Die erste Zeile von Alexander Kappes erstaunlicher Serie »beinspeicher« korrigiert sich selbst, justiert nach. Die Anfangszeile des ersten Gedichts: »kleiner mann kommt, wobei: er knickt ab«. Im zweiten Gedicht: »kleiner mann ist komplize, sprich: ein problem«. Kleiner mann ist »oblatenförmig«, navigiert eine Landschaft von Holunderblüten, sammelt Weisheit von »blitzende[n] Fische[n]«. In diesen Texten bricht die Syntax häufig ab und kehrt sich um, um für den entschlossenen, faktischen, hypotaktischen Erzählstrom Platz zu machen. 

Das ganze Gedicht hindurch umkreisen kleiner mann und seine Kollegen den »beinspeicher«, ein ominöses, grabähnliches Gebäude, das sich zwar fegen und annähern, aber nicht ganz durchdringen lässt. Es übt eine Kraft aus, die der Zona in Andrei Tarkovskys Stalker nicht unähnlich ist. Dieser Beinspeicher ist »ein seltenes, ein gutes Miteinander«, das seine Anhänger dazu bringt, sich unweigerlich zu ändern: »beinspeicher hat schon etwas mit ihm gemacht«.

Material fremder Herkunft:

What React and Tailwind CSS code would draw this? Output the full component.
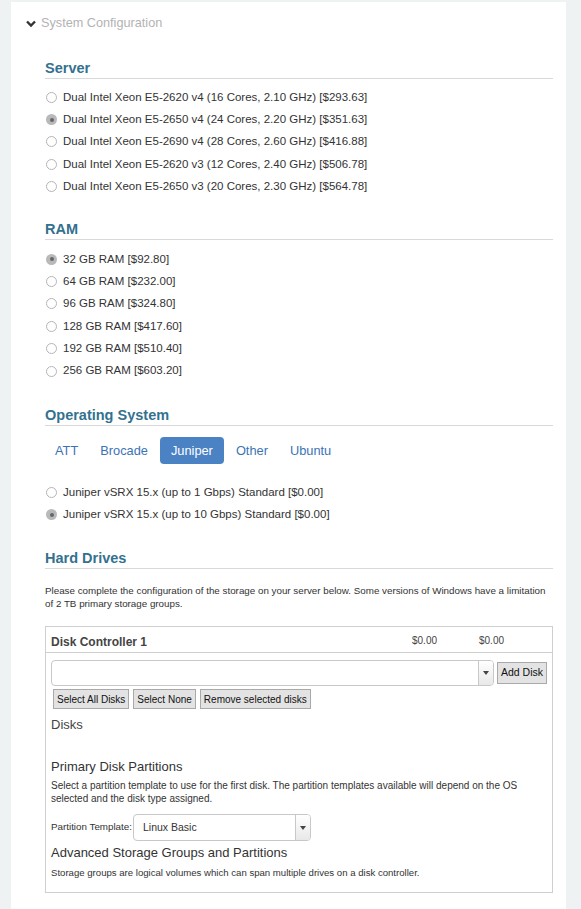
import { useState } from "react";

const servers = [
  "Dual Intel Xeon E5-2620 v4 (16 Cores, 2.10 GHz) [$293.63]",
  "Dual Intel Xeon E5-2650 v4 (24 Cores, 2.20 GHz) [$351.63]",
  "Dual Intel Xeon E5-2690 v4 (28 Cores, 2.60 GHz) [$416.88]",
  "Dual Intel Xeon E5-2620 v3 (12 Cores, 2.40 GHz) [$506.78]",
  "Dual Intel Xeon E5-2650 v3 (20 Cores, 2.30 GHz) [$564.78]",
];

const rams = [
  "32 GB RAM [$92.80]",
  "64 GB RAM [$232.00]",
  "96 GB RAM [$324.80]",
  "128 GB RAM [$417.60]",
  "192 GB RAM [$510.40]",
  "256 GB RAM [$603.20]",
];

const osTabs = ["ATT", "Brocade", "Juniper", "Other", "Ubuntu"];

const osOptions = [
  "Juniper vSRX 15.x (up to 1 Gbps) Standard [$0.00]",
  "Juniper vSRX 15.x (up to 10 Gbps) Standard [$0.00]",
];

export default function App() {
  const [server, setServer] = useState(1);
  const [ram, setRam] = useState(0);
  const [tab, setTab] = useState("Juniper");
  const [os, setOs] = useState(1);

  return (
    <div className="min-h-[909px] bg-[#eef2f3] pt-[2px] pl-[11px] pr-[15px] font-['Liberation_Sans',Arial,sans-serif] text-[#333]">
      <div className="min-h-[907px] bg-white pb-4">
        <div className="flex items-center h-[42px] pl-[15px] pt-[1px] text-[12.7px] text-[#b3b3b3]">
          <Chevron />
          <span className="ml-[5px]">System Configuration</span>
        </div>

        <div className="pl-[34px] pr-[13px]">
          <SectionTitle className="mt-[15px]">Server</SectionTitle>
          <div className="pt-[7px]">
            {servers.map((s, i) => (
              <RadioRow key={s} label={s} checked={server == i} onClick={() => setServer(i)} />
            ))}
          </div>

          <SectionTitle className="mt-[22px]">RAM</SectionTitle>
          <div className="pt-[8px]">
            {rams.map((r, i) => (
              <RadioRow key={r} label={r} checked={ram == i} onClick={() => setRam(i)} />
            ))}
          </div>

          <SectionTitle className="mt-[24px]">Operating System</SectionTitle>
          <div className="flex items-center gap-[2px] mt-[11px]">
            {osTabs.map((t) => (
              <button
                key={t}
                onClick={() => setTab(t)}
                className={
                  t == tab
                    ? "h-[27px] px-[11px] rounded-[4px] bg-[#4a82c4] text-white text-[12.8px]"
                    : "h-[27px] px-[10px] rounded-[4px] text-[#3a74b6] text-[12.8px]"
                }
              >
                {t}
              </button>
            ))}
          </div>
          <div className="pt-[17px]">
            {osOptions.map((o, i) => (
              <RadioRow key={o} label={o} checked={os == i} onClick={() => setOs(i)} />
            ))}
          </div>

          <SectionTitle className="mt-[23px]">Hard Drives</SectionTitle>
          <p className="text-[9.8px] leading-[13px] mt-[15px] text-[#333]">
            Please complete the configuration of the storage on your server below. Some versions of Windows have a
            limitation of 2 TB primary storage groups.
          </p>

          <div className="mt-[16px] border border-[#cfcfcf]">
            <div className="flex items-start h-[26px] border-b border-[#cfcfcf] pl-[5px] pt-[6px]">
              <span className="font-bold text-[12px] text-[#444] flex-1">Disk Controller 1</span>
              <span className="text-[10px] text-[#444] w-[67px]">$0.00</span>
              <span className="text-[10px] text-[#444] w-[73px]">$0.00</span>
            </div>
            <div className="px-[5px] pt-[7px]">
              <div className="flex items-center gap-[3px]">
                <div className="flex flex-1 h-[26px] border border-[#c8c8c8] rounded-[4px] overflow-hidden">
                  <div className="flex-1" />
                  <div className="w-[15px] border-l border-[#c8c8c8] bg-gradient-to-b from-white to-[#e8e8e8] flex items-center justify-center">
                    <Caret />
                  </div>
                </div>
                <GrayButton className="h-[22px] px-[3px] text-[10.5px]">Add Disk</GrayButton>
              </div>
              <div className="flex gap-[4px] mt-[3px] pl-[2px]">
                <GrayButton>Select All Disks</GrayButton>
                <GrayButton>Select None</GrayButton>
                <GrayButton>Remove selected disks</GrayButton>
              </div>
              <div className="text-[13px] text-[#444] mt-[6px]">Disks</div>

              <div className="text-[13px] text-[#333] mt-[22px]">Primary Disk Partitions</div>
              <p className="text-[10px] leading-[13px] mt-[3px] text-[#333]">
                Select a partition template to use for the first disk. The partition templates available will depend on
                the OS selected and the disk type assigned.
              </p>
              <div className="flex items-center mt-[9px]">
                <span className="text-[9.8px] text-[#333] mr-[1px]">Partition Template:</span>
                <div className="flex w-[178px] h-[27px] border border-[#c8c8c8] rounded-[4px] overflow-hidden">
                  <div className="flex-1 flex items-center pl-[9px] text-[10.5px] text-[#333]">Linux Basic</div>
                  <div className="w-[15px] border-l border-[#c8c8c8] bg-gradient-to-b from-white to-[#e8e8e8] flex items-center justify-center">
                    <Caret />
                  </div>
                </div>
              </div>
              <div className="text-[13px] text-[#333] mt-[2px]">Advanced Storage Groups and Partitions</div>
              <p className="text-[9.6px] leading-[13px] mt-[3px] pb-[13px] text-[#333]">
                Storage groups are logical volumes which can span multiple drives on a disk controller.
              </p>
            </div>
          </div>
        </div>
      </div>
    </div>
  );
}

const SectionTitle = ({ children, className }) => {
  return (
    <div className={"border-b border-[#d9d9d9] pb-[1px] " + className}>
      <h2 className="text-[14.5px] font-bold text-[#33718f] leading-[18px]">{children}</h2>
    </div>
  );
};

const RadioRow = ({ label, checked, onClick }) => {
  return (
    <div className="flex items-center h-[22.4px] pl-[1px] cursor-pointer" onClick={onClick}>
      <span
        className={
          checked
            ? "w-[11px] h-[11px] rounded-full bg-[#b9b9b9] flex items-center justify-center"
            : "w-[11px] h-[11px] rounded-full border border-[#b5b5b5] bg-white"
        }
      >
        {checked && <span className="w-[4px] h-[4px] rounded-full bg-[#666]" />}
      </span>
      <span className="ml-[6px] text-[11.5px] text-[#333]">{label}</span>
    </div>
  );
};

const GrayButton = ({ children, className }) => {
  return (
    <button
      className={
        "border border-[#a9a9a9] bg-[#e3e3e3] text-[#111] " + (className || "h-[20px] px-[3px] text-[10px]")
      }
    >
      {children}
    </button>
  );
};

const Caret = () => (
  <svg width="6" height="4" viewBox="0 0 6 4">
    <path d="M0 0 L6 0 L3 4 Z" fill="#444" />
  </svg>
);

const Chevron = () => (
  <svg width="10" height="8" viewBox="0 0 10 8">
    <path d="M1 1.5 L5 5.5 L9 1.5" stroke="#333" strokeWidth="2.4" fill="none" />
  </svg>
);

In gewisser Weise verhält sich »beinspeicher« wie eine Kraft der zurückgehaltenen Verkörperung. Er steuert die Körpererfahrung von kleiner mann selbst: zerrüttet, brüchig komponiert in Grammatik, Zeilenenden, umgekehrten Sätzen, Tyrannen in der Schulzeit, Holunder – kleiner mann ist an seinen Körper und an den beinspeicher gebunden. In der Mitte des Gedichts (von kleiner mann im Gedicht als »ein epilog« bezeichnet) scheint die Anziehungskraft des beinspeichers nachzulassen, und stattdessen werden die Bekannten von kleiner mann von ihm angezogen: »es gibt die ersten, die eher zu kleiner mann / als zu beinspeicher pilgern«. Im letzten Gedicht taucht ein »zweiter beinspeicher« auf – dieser ist jedoch erschüttert, sobald er von kleiner mann Folgendes erfährt: »nur das zerbrechliche ist gut«.

ist spätstunde motor oder protagonist?

vielleicht ist spätstunde aber auch gleichgültig.

PS: Ist die Blogredaktion im folgenden Zitat etwa gemeint?

eine gruppe von selbstgesprächen stellt sich daneben.
sie debattieren bis an das lebensende von kleiner mann.
aber auch bis an das lebensende der selbstgespräche.